Powerfully evocative of Emily Dickinson’s life, times, and artistry, this fifth stand-alone book in The American Novels series captures a nation riven by conflicts that continue to this day.
PUBLISHERS WEEKLY
In the fifth installment of his American Novels series, Lock (A Fugitive in Walden Woods) imagines the relationship between a fictional U.S. Army chaplain and Emily Dickinson. Chaplain Robert Winter, by his own admission, was rarely alone with Emily. He met her as she was sitting outside and studying botany in Amherst, Mass., and was immediately struck by the young woman's wit, insight, and intelligence. Though Robert's feelings quickly turn romantic, Emily rejects his advances and continues her life of isolation and poetry. Robert, meanwhile, goes on to serve as a chaplain in the Mexican War and the Mormon Rebellion, his faith crumbling as he witnesses unthinkable atrocities. After the war he marries and has a child, then briefly befriends Abraham Lincoln.
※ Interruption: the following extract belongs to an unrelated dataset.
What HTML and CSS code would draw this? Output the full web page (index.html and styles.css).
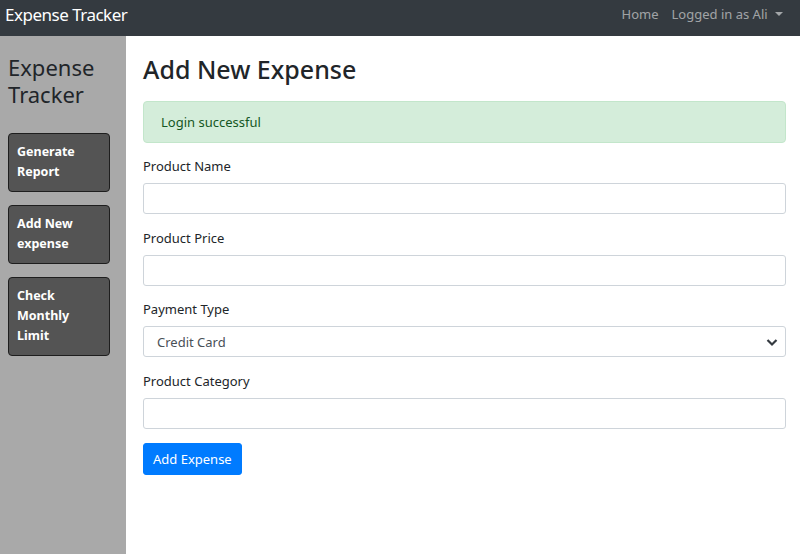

But no matter how far he travels, his mind is never far from Amherst and Emily. Lock's prose is ethereal but never overwrought (of war, he writes: "gray earth, gray skies, gray bread, gray smoke, gray snow, a hacking cough, musket fire, a fearsome noise like a twig's snapping, which might have been caused by a bushwhacker or a femur shattered by a minie ball"). The lively passages of Emily's letters are so evocative of her poetry that it becomes easy to see why Robert finds her so captivating. The book also expands and deepens themes of moral hypocrisy around racism and slavery from the previous novel. Lyrically written but unafraid of the ugliness of the time, Lock's thought-provoking series continues to impress.